Sarà possibile scongiurarla con una classe politica renitente a combattere la corruzione perché troppo facile essa stessa ad incapparvi? Chiaramente restìa a ridimensionare i proventi di deputati a Roma e al Lussemburgo, senatori e consiglieri regionali ecc., ingiustificabilmente superiori a quelli di quasi tutti i loro omologhi europei (per di più molto meno assenteisti di loro); a tagliare spese sontuarie come le ambasciate regionali all’estero e a sfoltire il personale spesso pletorico delle amministrazioni locali specie nel Meridione (Napoli con più dipendenti di New York ecc.)? Clamorosamente incapace di porre fine ad emergenze già di per sé inconcepibili come quella dei rifiuti a Napoli e di utilizzare i fondi per le aree più depresse stanziati dall’Unione europea? Messa in grave e multiforme difficoltà da un’immigrazione di gran lunga inferiore a quella accolta dalla Svizzera?

Qui il dubbio, ovviamente, è tanto più di rigore. Resta solo da rilevare che una larga parte delle pecche e macchie appena menzionate chiamano in causa le responsabilità sia dell’attuale maggioranza di centro-destra sia dell’opposizione di centro-sinistra.

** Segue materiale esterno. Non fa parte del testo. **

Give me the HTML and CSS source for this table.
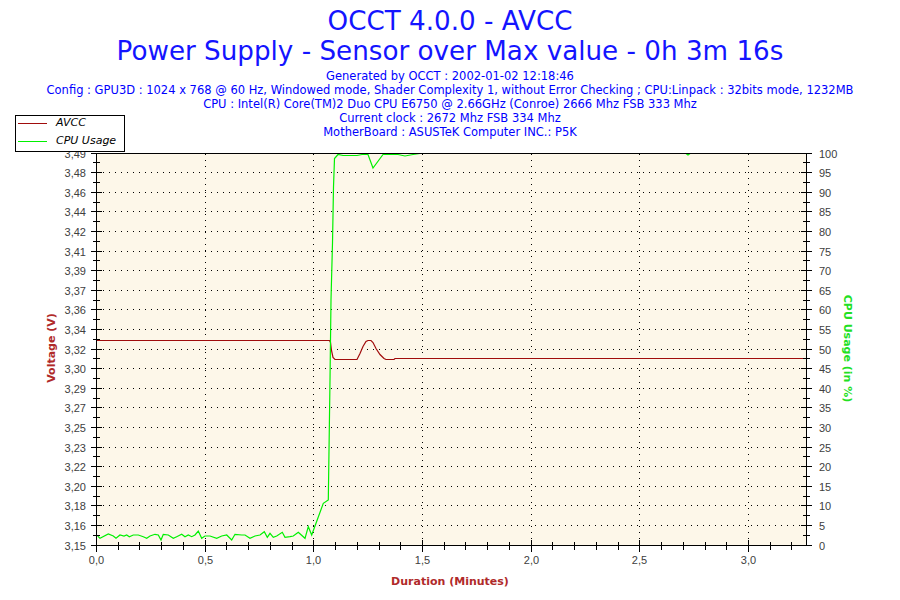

Entrambe, tra l’altro, hanno concorso a vanificare il vantaggio minimale promesso al paese dalla seconda repubblica rispetto alla prima (e anche al passato prefascista): una maggiore stabilità governativa in virtù di un bipolarismo non anomalo, ossia zoppo, come il precedente e, nelle aspettative, più funzionale di esso.

Un po’ di maggiore stabilità in effetti vi è stata (due sole elezioni anticipate in meno di un ventennio…) ma il bipolarismo non ha tardato a dimostrarsi fasullo, prima da una parte e poi dall’altra, e comunque inefficace e inconcludente. Ha persino consentito, anzi, se non favorito, il profilarsi, per la prima volta dal 1861, di un rischio di disintegrazione del paese, con l’avanzata a lungo impetuosa della Lega almeno potenzialmente e a tratti apertamente secessionista, al nord e la comparsa di speculari tentazioni al sud. Un rischio accresciuto piuttosto che allontanato, si direbbe, da quel tanto di cosiddetto federalismo sinora introdotto o messo in cantiere, anche con la collaborazione del centro-sinistra.